━━ Collected material ━━

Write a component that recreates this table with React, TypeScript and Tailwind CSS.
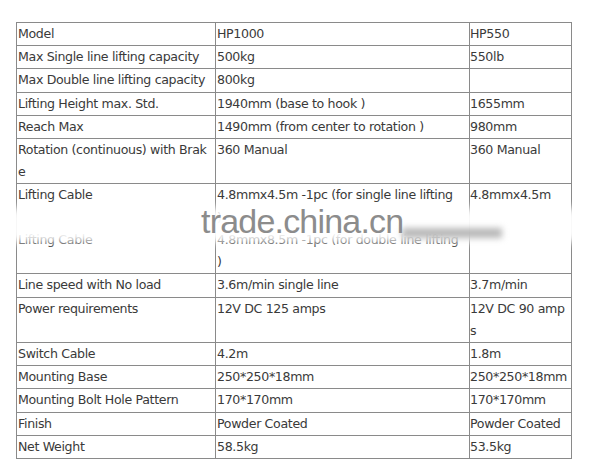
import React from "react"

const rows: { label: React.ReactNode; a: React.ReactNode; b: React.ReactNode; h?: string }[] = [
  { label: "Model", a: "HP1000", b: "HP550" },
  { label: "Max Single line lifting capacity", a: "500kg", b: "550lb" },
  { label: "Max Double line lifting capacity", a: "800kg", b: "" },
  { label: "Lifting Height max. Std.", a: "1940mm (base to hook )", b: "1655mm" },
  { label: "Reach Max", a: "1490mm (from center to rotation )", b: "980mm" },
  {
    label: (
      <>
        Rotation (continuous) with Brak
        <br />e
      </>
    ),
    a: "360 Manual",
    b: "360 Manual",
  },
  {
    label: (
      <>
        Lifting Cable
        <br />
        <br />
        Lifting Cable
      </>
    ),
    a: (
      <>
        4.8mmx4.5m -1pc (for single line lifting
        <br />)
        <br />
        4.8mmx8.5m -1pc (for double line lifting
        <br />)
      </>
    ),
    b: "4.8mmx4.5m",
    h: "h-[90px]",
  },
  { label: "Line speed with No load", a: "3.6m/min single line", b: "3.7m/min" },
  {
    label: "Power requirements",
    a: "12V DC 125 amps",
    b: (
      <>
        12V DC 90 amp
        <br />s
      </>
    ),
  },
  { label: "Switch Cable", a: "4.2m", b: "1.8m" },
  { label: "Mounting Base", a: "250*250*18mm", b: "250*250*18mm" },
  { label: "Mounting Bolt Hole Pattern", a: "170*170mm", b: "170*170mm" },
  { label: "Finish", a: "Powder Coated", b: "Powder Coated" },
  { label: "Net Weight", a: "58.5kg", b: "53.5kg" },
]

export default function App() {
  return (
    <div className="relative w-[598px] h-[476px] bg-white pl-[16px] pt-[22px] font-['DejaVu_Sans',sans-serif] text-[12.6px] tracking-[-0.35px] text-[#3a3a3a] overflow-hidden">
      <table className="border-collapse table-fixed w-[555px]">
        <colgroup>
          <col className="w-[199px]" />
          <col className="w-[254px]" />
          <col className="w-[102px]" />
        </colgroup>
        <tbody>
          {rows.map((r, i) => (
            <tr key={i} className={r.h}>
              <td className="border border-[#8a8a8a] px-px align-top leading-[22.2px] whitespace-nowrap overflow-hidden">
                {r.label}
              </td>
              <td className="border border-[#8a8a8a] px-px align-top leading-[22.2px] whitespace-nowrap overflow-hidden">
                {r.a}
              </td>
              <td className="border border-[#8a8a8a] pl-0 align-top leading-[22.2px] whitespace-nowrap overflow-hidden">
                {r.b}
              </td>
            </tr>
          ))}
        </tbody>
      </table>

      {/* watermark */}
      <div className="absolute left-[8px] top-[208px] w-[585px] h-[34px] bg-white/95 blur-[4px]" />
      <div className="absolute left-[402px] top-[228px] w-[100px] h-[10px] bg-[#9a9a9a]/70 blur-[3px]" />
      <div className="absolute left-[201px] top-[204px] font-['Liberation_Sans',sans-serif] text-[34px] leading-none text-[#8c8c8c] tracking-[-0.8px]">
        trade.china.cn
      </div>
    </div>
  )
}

━━━

• _The task_:
From the first line above down to the line with "import React from", reproduce every line and no others, omitting pictures.

• _Output of the exercise_:
Write a component that recreates this table with React, TypeScript and Tailwind CSS.
import React from "react"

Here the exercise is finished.